Jamie Smith
- Born: Jamie Smith June 25, 1988 (age 37) Ballymena, Northern Ireland
- Height: 178 cm (5 ft 10 in)
- Weight: 86 kg (13 st 8 lb)
- School: Cambridge House Grammar School, Campbell College Belfast

Rugby union career
- Position: Full back

Senior career
- Years: Team / Apps / (Points)
- 2009-2011: Ulster / 17 / (15)
- 2011–2013: NG Dragons / 6 / (0)
- Correct as of 11:31, 29 Oct 2011 (UTC)

= Jamie Smith (rugby union) =

Northern Irish rugby union player (born 1988)

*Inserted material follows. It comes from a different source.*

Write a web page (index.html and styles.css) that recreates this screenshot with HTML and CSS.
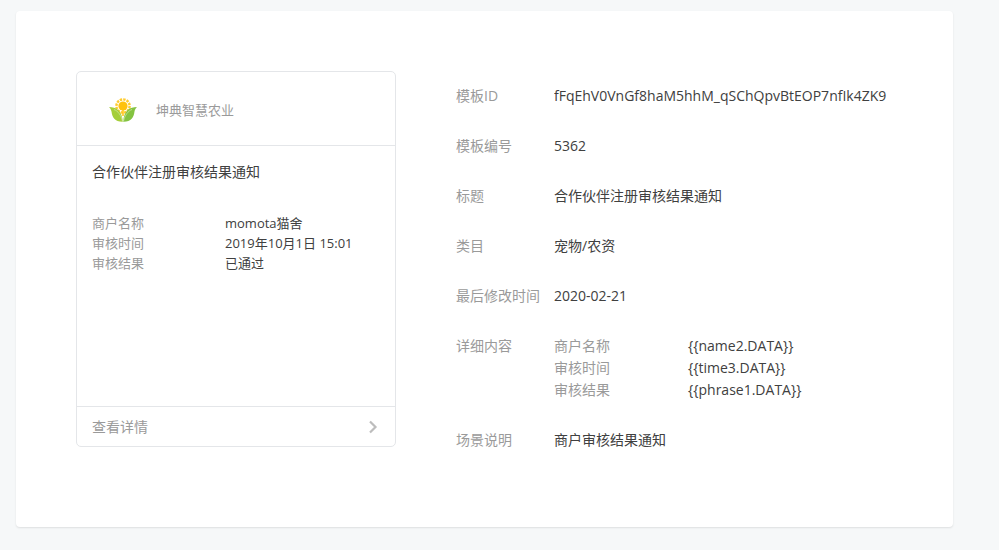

Jamie Smith (born 25 June 1988) is a retired rugby union player from Ballymena, Northern Ireland, who progressed through the Ulster Academy. His usual position was Full back.

==Rugby career==
Smith was voted Ulster Young Player of the Year in 2009. In September 2011 he joined Newport Gwent Dragons. He was released by Newport Gwent Dragons at the end of the 2012–13 season due to a career ending injury.

Jamie is now Director of Rugby at Ballymena RFC. He is overseeing a transitional period where the club is experiencing generational change. This sees the club remain in division 2A, having utilised a young squad throughout the season with inexperienced coaching staff.